* START Data section *
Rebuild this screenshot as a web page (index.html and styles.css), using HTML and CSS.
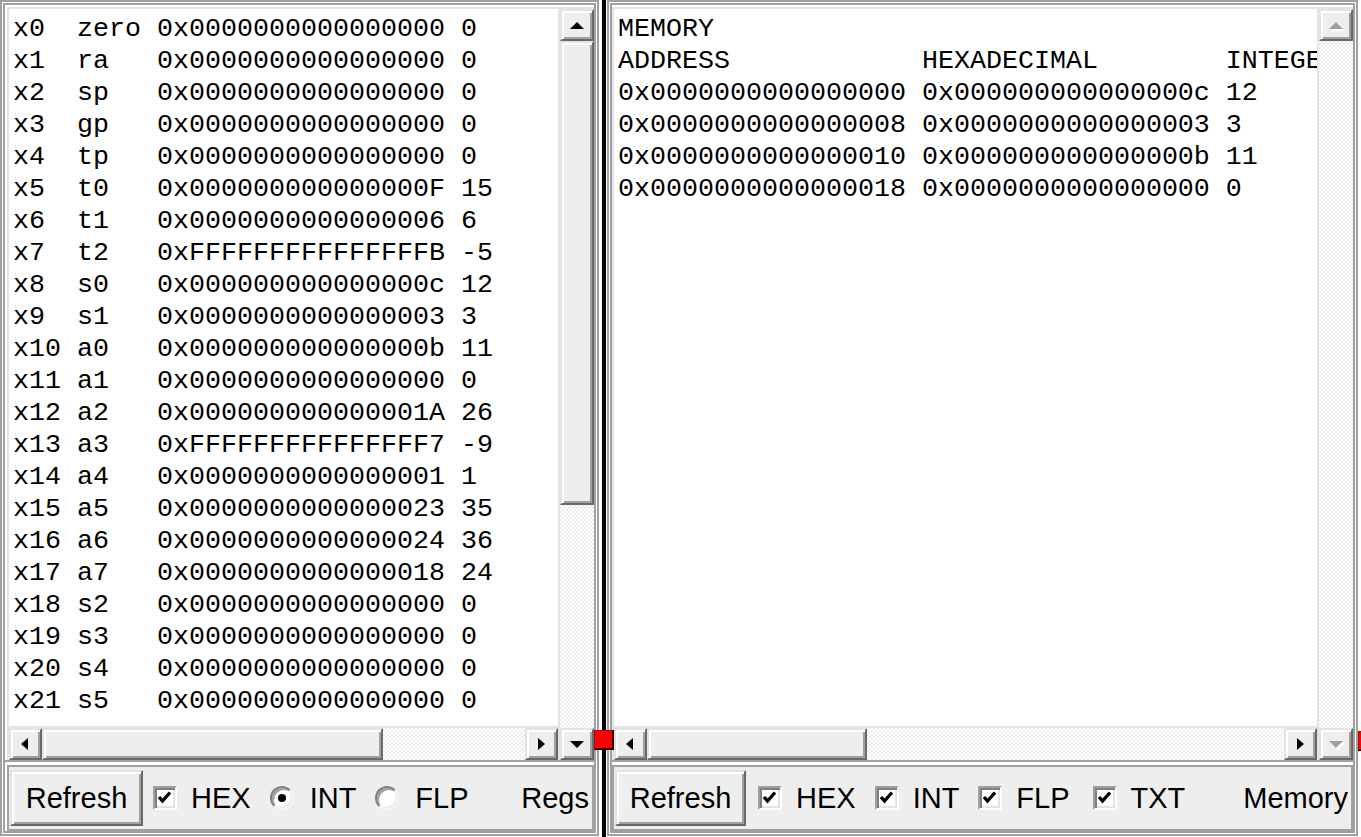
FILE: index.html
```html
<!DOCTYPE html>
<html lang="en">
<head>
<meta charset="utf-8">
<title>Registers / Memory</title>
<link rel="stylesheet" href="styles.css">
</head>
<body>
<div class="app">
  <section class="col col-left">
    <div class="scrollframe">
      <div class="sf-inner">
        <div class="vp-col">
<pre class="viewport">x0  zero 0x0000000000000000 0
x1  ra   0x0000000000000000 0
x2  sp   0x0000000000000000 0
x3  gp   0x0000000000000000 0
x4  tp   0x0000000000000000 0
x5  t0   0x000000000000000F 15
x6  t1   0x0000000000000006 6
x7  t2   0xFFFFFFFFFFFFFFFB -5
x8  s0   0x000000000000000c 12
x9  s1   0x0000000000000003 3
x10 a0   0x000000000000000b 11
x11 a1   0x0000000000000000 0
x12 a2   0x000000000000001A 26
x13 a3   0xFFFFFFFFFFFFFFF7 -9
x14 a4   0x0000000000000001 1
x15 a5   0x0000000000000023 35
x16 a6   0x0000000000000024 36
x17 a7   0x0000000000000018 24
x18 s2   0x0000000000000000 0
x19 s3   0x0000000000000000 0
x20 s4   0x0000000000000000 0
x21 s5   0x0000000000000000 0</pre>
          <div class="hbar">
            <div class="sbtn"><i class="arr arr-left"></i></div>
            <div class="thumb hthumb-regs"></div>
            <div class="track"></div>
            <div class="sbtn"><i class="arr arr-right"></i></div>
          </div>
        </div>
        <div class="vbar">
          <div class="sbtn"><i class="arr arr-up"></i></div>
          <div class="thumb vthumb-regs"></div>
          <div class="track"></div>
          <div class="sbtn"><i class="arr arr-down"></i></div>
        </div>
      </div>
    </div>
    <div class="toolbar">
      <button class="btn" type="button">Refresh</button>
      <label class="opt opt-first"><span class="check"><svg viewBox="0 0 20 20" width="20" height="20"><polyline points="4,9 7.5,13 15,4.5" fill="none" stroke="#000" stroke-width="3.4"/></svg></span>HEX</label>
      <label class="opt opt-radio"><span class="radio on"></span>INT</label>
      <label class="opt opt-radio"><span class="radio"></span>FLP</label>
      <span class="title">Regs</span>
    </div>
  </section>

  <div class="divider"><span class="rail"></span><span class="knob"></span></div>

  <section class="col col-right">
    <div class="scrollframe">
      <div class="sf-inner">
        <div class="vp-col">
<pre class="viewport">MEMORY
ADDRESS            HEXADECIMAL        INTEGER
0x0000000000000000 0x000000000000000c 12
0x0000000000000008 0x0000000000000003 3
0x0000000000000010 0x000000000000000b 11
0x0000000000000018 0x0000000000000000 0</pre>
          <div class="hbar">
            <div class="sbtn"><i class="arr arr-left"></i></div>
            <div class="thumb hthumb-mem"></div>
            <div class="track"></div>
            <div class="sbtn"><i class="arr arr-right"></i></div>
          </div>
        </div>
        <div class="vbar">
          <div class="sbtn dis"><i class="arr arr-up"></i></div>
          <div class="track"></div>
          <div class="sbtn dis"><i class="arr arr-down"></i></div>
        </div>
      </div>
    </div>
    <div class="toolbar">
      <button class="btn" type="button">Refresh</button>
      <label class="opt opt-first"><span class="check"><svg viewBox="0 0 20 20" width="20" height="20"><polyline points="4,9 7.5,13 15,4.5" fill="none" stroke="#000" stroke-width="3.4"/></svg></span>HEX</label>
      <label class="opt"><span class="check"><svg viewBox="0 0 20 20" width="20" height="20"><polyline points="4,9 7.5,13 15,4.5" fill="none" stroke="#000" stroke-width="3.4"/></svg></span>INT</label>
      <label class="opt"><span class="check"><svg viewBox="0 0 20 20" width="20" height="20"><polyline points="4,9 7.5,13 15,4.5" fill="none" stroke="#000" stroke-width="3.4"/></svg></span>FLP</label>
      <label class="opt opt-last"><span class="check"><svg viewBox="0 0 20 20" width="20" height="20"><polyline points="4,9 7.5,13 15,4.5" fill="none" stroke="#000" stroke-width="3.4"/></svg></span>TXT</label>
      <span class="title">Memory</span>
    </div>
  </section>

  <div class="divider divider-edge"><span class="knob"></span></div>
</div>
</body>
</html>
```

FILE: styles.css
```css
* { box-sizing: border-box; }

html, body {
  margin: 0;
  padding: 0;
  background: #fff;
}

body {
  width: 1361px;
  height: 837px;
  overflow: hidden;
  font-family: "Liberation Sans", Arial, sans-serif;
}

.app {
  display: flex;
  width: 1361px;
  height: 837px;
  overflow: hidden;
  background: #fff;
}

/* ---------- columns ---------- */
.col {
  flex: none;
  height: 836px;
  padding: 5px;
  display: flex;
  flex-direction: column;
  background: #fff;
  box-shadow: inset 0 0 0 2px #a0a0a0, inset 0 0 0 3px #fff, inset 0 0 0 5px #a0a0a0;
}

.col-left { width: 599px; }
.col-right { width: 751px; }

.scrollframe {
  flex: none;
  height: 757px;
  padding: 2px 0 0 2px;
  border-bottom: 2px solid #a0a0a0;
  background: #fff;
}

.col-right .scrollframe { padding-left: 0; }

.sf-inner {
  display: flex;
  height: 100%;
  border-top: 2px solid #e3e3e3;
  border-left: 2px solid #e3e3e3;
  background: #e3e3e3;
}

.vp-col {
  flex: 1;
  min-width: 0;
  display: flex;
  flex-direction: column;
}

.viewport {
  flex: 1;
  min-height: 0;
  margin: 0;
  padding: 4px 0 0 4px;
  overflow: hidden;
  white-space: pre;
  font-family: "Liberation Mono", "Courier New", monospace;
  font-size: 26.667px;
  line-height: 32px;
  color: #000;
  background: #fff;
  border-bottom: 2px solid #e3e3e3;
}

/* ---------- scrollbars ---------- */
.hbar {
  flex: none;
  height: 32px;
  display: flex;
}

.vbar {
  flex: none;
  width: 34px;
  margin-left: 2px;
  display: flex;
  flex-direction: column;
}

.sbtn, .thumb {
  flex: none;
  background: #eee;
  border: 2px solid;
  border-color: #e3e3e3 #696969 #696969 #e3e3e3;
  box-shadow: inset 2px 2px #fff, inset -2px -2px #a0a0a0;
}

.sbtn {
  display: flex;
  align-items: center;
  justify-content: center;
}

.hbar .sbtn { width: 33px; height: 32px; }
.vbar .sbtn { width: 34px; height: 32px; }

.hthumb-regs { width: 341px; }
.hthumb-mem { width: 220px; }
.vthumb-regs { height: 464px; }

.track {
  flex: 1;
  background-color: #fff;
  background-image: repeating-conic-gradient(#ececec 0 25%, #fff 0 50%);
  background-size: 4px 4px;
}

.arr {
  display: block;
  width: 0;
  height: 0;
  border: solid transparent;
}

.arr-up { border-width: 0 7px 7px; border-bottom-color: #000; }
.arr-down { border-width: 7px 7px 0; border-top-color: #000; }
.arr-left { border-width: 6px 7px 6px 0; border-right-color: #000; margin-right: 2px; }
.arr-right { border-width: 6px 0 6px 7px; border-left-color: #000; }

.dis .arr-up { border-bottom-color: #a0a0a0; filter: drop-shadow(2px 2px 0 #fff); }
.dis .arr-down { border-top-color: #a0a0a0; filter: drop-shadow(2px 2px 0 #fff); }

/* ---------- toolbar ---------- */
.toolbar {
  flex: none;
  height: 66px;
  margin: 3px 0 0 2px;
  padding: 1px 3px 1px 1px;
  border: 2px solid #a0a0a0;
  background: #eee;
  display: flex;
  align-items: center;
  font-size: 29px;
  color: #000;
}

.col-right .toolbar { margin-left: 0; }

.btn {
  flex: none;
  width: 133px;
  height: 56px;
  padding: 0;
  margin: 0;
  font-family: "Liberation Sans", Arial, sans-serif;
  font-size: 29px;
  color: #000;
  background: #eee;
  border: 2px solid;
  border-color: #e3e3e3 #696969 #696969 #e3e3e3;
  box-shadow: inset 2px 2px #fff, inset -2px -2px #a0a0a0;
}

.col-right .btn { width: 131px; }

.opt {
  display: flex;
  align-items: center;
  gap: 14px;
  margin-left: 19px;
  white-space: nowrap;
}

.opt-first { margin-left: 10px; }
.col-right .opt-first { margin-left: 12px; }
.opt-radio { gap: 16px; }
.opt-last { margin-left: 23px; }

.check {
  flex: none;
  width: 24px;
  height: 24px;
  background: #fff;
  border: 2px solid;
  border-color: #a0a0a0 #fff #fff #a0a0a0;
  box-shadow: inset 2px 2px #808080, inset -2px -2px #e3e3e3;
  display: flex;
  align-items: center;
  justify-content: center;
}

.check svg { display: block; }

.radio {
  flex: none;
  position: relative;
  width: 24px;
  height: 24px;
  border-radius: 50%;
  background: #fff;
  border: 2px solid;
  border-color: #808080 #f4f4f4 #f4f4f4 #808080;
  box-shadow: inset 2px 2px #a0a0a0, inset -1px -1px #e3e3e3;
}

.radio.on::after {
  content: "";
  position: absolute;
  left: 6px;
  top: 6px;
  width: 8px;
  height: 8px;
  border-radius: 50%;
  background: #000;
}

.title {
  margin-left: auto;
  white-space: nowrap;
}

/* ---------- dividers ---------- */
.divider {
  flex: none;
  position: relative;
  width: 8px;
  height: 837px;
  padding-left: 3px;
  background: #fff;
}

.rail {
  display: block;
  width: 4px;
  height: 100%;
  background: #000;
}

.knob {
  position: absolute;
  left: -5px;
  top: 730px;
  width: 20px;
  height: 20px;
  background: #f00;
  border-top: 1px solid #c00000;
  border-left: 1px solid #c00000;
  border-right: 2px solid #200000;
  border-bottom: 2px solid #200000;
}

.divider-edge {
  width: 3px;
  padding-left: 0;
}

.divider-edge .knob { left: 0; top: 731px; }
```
* END Data section *
| Aim of the exercise |
Return only the number of lines in the data above that include the word "styles".

| Written response |
3